8) Canterbury Museum
This eclectic museum is housed in a gorgeous building on the edge of the Christchurch Botanic Gardens. It’s free to enter – although donations are encouraged – and takes a long time to explore. My favourite exhibitions are the nineteenth century street – modelled after actual shops Christchurch had back then – and the early settlers section, where, as well as artefacts, there’s a recreated hut showing how the first European New Zealanders would have lived. Perhaps the museum’s quirkiest exhibition is the paua shell house, a testament to dedicated collectors everywhere. I wish I’d had an entire day to appreciate everything.
The Museum of Transport and Technology is in Auckland, and it’s less boring than it sounds. As well as a collection of old trains, planes and automobiles, it has a restored Victorian pumphouse and a model village. (It’s become quite popular with the steampunk crowd in recent years.) For kid’s, MOTAT’s a great place to learn about how things work. It’s tactile and exciting, and there’s an old-fashioned tram to ride on. If you’re interested in the history of New Zealand invention, this is the museum for you.
6) Te Papa
This is New Zealand’s national museum, perched proudly on Wellington’s waterfront, and it doesn’t disappoint. The history of New Zealand’s flora and fauna, and of the arrival of the Māori, is excellently presented. I found the exhibition displaying the history of New Zealand immigration particularly affecting, but then I would, being a New Zealand immigrant myself. There’s a cool outdoor exhibition in which paths wind through a collection of native trees, over bridges, and through a cave complete with (fake) glowworms and moa bones. Te Papa also has the world’s only colossal squid specimen on display – you can see why people might have thought it was a monster!
5) Waipu Museum
Waipu is a small town up north. It has a few interesting second-hand shops, a stunning beach called Waipu Cove, and a surprisingly brilliant museum. The story of the brave Scottish immigrants who founded Waipu is fascinating, and Waipu Museum tells it with relish. It’s a relatively small museum, but it’s very well designed. I’m so glad we went there.

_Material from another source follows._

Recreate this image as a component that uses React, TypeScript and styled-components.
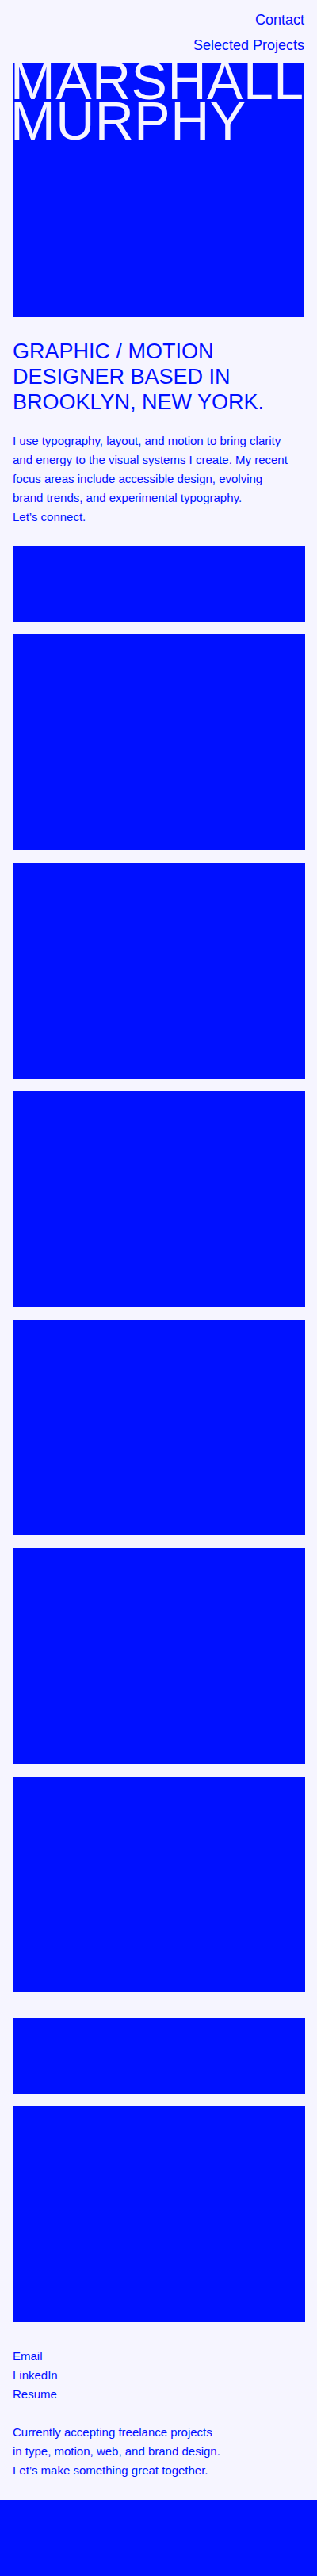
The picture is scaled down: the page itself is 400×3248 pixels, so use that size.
import React from 'react';
import styled, { createGlobalStyle } from 'styled-components';

const BLUE = '#0010ff';
const PAPER = '#f6f5ff';

const GlobalStyle = createGlobalStyle`
  * {
    box-sizing: border-box;
  }
  html, body {
    margin: 0;
    padding: 0;
    background: ${PAPER};
  }
  body {
    font-family: 'Liberation Sans', Arial, Helvetica, sans-serif;
    color: ${BLUE};
  }
  a {
    color: inherit;
    text-decoration: none;
  }
`;

const Page = styled.div`
  display: flex;
  flex-direction: column;
`;

const Nav = styled.nav`
  display: flex;
  flex-direction: column;
  align-items: flex-end;
  padding: 9px 16px 7px;
`;

const NavLink = styled.a`
  font-size: 18px;
  line-height: 32px;
`;

const Hero = styled.div`
  margin: 0 16px;
  height: 320px;
  background: ${BLUE};
  overflow: hidden;
`;

const HeroName = styled.h1`
  margin: -4px 0 0 -3px;
  font-size: 68px;
  font-weight: 400;
  line-height: 51px;
  letter-spacing: 0.5px;
  color: ${PAPER};
  white-space: nowrap;
`;

const Intro = styled.section`
  display: flex;
  flex-direction: column;
  gap: 21px;
  padding: 27px 16px 24px;
`;

const Headline = styled.h2`
  margin: 0;
  font-size: 27px;
  font-weight: 400;
  line-height: 32px;
`;

const Body = styled.p`
  margin: 0;
  font-size: 15px;
  line-height: 24px;
`;

const Projects = styled.section<{ $last?: boolean }>`
  display: flex;
  flex-direction: column;
  gap: 16px;
  margin: 0 15px ${(p) => (p.$last ? '31px' : '32px')} 16px;
`;

const Tile = styled.div<{ $h: number }>`
  height: ${(p) => p.$h}px;
  background: ${BLUE};
`;

const Contact = styled.section`
  display: flex;
  flex-direction: column;
  gap: 24px;
  padding: 0 16px 25px;
`;

const LinkList = styled.div`
  display: flex;
  flex-direction: column;
`;

const ContactLink = styled.a`
  font-size: 15px;
  line-height: 24px;
`;

const Footer = styled.footer`
  height: 96px;
  background: ${BLUE};
`;

const firstSet = [96, 272, 272, 272, 272, 272, 272];
const secondSet = [96, 272];

export default function App() {
  return (
    <Page>
      <GlobalStyle />
      <Nav>
        <NavLink href="#contact">Contact</NavLink>
        <NavLink href="#projects">Selected Projects</NavLink>
      </Nav>
      <Hero>
        <HeroName>
          MARSHALL
          <br />
          MURPHY
        </HeroName>
      </Hero>
      <Intro>
        <Headline>
          GRAPHIC / MOTION
          <br />
          DESIGNER BASED IN
          <br />
          BROOKLYN, NEW YORK.
        </Headline>
        <Body>
          I use typography, layout, and motion to bring clarity
          <br />
          and energy to the visual systems I create. My recent
          <br />
          focus areas include accessible design, evolving
          <br />
          brand trends, and experimental typography.
          <br />
          Let’s connect.
        </Body>
      </Intro>
      <Projects id="projects">
        {firstSet.map((h, i) => (
          <Tile key={i} $h={h} />
        ))}
      </Projects>
      <Projects $last>
        {secondSet.map((h, i) => (
          <Tile key={i} $h={h} />
        ))}
      </Projects>
      <Contact id="contact">
        <LinkList>
          <ContactLink href="#">Email</ContactLink>
          <ContactLink href="#">LinkedIn</ContactLink>
          <ContactLink href="#">Resume</ContactLink>
        </LinkList>
        <Body>
          Currently accepting freelance projects
          <br />
          in type, motion, web, and brand design.
          <br />
          Let’s make something great together.
        </Body>
      </Contact>
      <Footer />
    </Page>
  );
}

4) The Edwin Fox Maritime Museum
The Edwin Fox is the world’s last surviving Australian convict ship, the last surviving wooden New Zealand immigrant ship, the oldest surviving East Indiaman, the second-oldest surviving merchant sailing ship, and the ninth-oldest ship in existence. You wouldn’t expect to find it, alongside a museum dedicated to it, in Picton, but there you go. The museum part consists of a single room that’s not at all impressive, though it’s definitely worth a look. The impressive thing is you can go inside the ship itself, which I, for one, found to be a magical experience. The Edwin Fox is a truly special piece of not only New Zealand, but world history.
3) Rotorua Museum
This, I think, has to be the most beautiful museum building in New Zealand. It’s a former geothermal bathhouse, built for Edwardian tourists. Not only is the building itself interesting to explore, the exhibition about the Tarawera eruption is wonderful – or, at least, it was. Unfortunately, as I write this, Rotorua Museum is closed for earthquake strengthening. They currently have no idea when it will open again. Hopefully it won’t take too long, as I’d love to visit it again.
2) Omaka Aviation Heritage Museum
This is a special museum. Omaka made me fall in love with it, despite the fact that I don’t find planes particularly interesting. I wouldn’t even have visited it in the first place if my dad hadn’t raved about it so much! The displays were made by Weta Workshop (of Lord of the Rings fame,) and many of the planes housed there actually belong to Sir Peter Jackson. The aircraft – and perhaps more importantly, the pilots that flew them – are brought to life in immersive detail.
1) Tawhiti Museum
Ever since I visited Nigel Ogle’s Tawhiti Museum in Hawera, Taranaki, I haven’t stopped recommending it to people. I even dragged my fiancé to it on our latest New Zealand campervan trip, and it was just as enchanting as I remembered! The history of Taranaki, and the stories of its more notable residents, are brought lovingly to life through Nigel Ogle’s models. I engaged with, and consequently learnt more about, the New Zealand Wars in one exhibition than during my entire New Zealand school career. And there’s a fun boat ride.